EXERCISE PROMPT: Some lines in the records below may hold the word "this"; give the number of those lines and nothing else.

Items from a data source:
━━━━

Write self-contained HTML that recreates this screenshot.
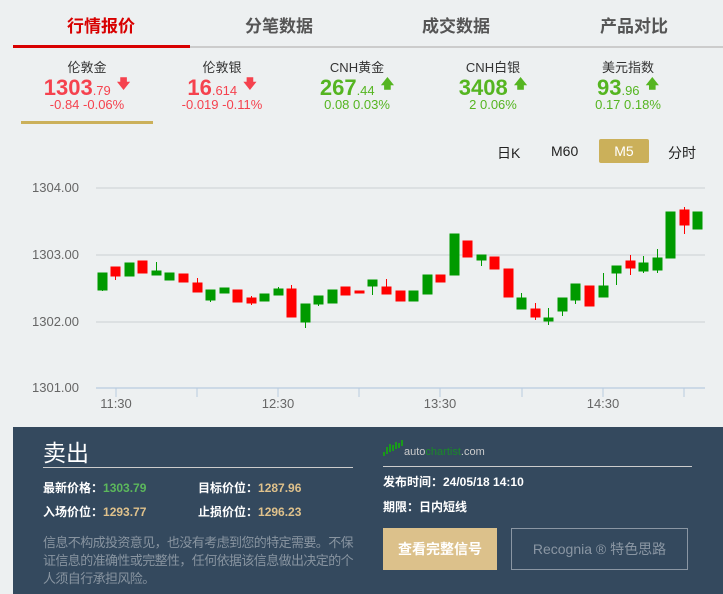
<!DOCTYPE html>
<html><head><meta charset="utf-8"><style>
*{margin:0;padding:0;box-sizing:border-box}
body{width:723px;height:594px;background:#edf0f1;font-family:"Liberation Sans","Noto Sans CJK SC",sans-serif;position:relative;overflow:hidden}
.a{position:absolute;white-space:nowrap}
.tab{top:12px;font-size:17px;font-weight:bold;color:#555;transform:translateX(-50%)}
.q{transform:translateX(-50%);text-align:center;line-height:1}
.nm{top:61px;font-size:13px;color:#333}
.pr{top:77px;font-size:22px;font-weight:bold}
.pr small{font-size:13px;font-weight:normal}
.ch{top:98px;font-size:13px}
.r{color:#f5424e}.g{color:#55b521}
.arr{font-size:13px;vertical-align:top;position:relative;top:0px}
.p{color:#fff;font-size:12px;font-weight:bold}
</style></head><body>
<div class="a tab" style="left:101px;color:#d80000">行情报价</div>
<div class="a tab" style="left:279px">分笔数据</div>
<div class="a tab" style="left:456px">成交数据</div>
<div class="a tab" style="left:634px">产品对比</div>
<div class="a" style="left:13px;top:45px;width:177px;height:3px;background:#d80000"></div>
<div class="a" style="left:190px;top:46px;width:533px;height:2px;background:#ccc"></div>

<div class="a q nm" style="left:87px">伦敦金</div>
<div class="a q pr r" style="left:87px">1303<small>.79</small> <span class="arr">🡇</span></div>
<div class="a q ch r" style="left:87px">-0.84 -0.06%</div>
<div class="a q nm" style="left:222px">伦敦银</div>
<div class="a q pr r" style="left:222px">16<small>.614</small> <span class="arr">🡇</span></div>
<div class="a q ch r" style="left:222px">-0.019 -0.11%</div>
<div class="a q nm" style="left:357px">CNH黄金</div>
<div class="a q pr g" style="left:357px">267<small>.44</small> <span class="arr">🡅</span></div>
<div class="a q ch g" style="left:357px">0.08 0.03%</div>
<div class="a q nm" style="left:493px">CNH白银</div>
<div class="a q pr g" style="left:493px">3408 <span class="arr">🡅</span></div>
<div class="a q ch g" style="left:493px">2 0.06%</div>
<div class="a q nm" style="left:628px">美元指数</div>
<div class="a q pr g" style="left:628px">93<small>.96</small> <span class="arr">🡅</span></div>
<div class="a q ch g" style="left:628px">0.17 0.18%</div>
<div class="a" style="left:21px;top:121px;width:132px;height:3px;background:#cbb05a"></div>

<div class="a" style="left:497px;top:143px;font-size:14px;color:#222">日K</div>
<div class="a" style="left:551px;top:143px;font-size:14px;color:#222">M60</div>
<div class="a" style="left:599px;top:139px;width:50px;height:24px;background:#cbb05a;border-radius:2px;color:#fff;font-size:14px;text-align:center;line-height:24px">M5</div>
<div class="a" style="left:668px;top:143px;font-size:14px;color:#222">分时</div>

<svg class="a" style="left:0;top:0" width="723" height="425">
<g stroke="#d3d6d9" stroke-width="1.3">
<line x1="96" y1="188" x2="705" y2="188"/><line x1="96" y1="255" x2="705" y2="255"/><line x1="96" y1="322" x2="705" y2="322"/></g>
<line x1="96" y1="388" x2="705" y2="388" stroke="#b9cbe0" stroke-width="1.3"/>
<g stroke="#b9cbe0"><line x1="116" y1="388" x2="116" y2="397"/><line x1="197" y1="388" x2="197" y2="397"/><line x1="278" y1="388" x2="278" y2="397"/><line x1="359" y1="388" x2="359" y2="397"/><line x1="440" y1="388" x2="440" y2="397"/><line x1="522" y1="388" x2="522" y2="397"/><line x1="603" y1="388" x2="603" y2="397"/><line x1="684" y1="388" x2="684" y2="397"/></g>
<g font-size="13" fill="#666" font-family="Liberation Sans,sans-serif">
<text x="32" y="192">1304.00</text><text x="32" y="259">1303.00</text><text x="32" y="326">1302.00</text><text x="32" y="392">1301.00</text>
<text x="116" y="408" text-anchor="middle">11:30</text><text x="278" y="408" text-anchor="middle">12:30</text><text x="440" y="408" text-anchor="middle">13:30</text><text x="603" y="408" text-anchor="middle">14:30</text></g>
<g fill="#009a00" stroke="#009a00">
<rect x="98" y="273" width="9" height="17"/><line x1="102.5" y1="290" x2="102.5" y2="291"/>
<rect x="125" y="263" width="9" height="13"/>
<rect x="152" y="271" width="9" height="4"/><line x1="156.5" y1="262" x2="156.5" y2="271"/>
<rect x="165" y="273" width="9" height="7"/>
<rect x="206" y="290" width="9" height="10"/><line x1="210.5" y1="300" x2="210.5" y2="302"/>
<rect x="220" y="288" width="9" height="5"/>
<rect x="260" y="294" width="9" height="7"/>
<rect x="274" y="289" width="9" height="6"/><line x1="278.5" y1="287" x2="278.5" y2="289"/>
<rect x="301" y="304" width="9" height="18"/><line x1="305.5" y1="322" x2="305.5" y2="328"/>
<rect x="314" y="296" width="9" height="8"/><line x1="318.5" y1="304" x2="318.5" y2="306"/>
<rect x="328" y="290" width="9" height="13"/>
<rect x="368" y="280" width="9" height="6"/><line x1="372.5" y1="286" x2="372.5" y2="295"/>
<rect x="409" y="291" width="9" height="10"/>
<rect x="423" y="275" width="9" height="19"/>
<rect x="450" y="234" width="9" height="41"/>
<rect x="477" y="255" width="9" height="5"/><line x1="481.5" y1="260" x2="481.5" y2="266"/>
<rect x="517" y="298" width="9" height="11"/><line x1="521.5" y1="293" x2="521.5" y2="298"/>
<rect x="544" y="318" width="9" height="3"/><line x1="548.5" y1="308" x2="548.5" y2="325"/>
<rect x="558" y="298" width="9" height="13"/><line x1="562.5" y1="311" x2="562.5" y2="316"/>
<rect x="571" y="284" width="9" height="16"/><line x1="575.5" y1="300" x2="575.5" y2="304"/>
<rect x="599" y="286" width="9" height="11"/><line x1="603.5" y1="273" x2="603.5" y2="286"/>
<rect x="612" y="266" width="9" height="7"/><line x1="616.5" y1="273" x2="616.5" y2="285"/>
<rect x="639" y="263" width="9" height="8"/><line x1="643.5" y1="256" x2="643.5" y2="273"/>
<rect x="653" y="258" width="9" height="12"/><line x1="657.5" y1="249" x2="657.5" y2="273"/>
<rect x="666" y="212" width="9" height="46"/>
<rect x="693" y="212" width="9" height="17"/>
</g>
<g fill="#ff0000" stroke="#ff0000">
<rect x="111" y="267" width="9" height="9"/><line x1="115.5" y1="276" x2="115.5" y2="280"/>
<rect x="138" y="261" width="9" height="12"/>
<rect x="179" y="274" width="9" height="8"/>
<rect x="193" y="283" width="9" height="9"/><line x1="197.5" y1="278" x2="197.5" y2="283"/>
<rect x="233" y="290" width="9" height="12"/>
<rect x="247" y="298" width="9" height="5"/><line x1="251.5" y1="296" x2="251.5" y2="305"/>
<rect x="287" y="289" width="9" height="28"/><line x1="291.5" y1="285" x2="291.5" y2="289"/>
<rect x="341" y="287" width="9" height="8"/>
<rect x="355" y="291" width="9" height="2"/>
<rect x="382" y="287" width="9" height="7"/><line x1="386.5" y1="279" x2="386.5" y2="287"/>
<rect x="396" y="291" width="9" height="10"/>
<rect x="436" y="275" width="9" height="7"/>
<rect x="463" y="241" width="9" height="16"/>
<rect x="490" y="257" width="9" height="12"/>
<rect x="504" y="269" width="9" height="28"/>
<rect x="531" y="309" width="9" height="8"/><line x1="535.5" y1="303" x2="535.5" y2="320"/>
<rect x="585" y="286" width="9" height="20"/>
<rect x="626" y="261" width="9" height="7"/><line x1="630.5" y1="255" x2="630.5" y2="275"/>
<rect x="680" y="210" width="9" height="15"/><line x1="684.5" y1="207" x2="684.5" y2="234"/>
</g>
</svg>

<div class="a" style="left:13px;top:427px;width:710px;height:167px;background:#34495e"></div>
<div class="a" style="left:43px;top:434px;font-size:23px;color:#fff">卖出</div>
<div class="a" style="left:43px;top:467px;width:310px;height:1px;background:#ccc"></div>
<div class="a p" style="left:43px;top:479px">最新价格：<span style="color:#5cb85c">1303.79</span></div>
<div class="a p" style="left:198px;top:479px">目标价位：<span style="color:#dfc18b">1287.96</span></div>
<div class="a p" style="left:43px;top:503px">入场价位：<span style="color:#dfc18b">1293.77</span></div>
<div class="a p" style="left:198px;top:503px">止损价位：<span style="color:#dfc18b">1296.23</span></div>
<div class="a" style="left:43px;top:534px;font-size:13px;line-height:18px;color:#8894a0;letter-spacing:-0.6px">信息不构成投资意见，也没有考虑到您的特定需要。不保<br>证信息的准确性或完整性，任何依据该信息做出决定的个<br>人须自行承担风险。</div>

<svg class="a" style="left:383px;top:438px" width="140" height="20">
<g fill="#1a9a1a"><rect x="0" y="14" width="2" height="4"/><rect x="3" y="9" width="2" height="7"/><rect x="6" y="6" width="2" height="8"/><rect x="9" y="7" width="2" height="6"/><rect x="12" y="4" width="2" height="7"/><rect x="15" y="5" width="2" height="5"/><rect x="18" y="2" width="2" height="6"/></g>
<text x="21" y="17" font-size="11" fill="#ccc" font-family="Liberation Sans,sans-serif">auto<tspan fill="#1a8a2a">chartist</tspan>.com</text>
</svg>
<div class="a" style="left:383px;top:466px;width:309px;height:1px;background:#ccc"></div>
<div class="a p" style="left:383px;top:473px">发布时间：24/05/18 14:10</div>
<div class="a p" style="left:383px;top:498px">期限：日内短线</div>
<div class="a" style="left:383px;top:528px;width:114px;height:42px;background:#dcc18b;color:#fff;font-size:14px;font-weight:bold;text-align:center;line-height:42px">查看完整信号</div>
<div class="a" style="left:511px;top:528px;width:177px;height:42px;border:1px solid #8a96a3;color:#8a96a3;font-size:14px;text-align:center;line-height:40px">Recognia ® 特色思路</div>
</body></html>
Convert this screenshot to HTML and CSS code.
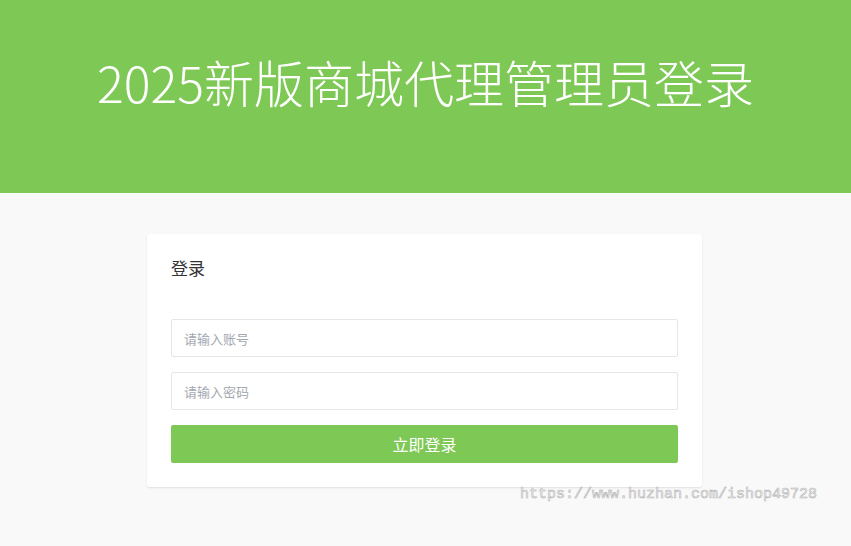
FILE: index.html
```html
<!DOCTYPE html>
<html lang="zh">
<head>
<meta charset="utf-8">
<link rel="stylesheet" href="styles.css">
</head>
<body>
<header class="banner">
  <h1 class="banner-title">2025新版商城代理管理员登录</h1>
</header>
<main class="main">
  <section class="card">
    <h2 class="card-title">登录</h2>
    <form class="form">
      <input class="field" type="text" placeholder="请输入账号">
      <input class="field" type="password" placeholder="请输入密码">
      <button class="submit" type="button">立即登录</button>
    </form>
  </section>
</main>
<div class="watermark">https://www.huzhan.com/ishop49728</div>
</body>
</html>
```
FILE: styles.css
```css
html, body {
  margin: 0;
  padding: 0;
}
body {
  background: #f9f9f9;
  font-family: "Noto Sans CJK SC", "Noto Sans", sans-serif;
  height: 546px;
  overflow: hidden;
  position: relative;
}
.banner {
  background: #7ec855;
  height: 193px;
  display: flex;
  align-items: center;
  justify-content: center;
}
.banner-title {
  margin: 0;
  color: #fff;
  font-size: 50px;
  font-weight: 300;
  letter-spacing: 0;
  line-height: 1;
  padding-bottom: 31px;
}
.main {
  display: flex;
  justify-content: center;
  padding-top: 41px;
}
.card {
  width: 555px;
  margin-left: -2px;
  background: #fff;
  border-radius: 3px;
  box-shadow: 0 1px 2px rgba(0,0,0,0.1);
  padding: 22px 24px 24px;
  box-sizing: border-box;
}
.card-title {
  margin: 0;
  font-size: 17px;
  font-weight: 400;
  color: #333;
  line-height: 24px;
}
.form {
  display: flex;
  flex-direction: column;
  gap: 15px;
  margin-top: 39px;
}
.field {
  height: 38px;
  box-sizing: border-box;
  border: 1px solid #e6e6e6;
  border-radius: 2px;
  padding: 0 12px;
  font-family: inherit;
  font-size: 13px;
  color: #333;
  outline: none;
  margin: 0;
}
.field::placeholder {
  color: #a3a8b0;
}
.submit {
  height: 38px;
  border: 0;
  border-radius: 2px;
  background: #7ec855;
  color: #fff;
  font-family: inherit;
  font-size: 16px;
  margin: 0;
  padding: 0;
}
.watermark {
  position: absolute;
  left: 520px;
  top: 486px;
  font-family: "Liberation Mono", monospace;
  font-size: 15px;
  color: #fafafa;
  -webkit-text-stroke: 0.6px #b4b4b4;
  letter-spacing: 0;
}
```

━━━━

WRITTEN ANSWER: 2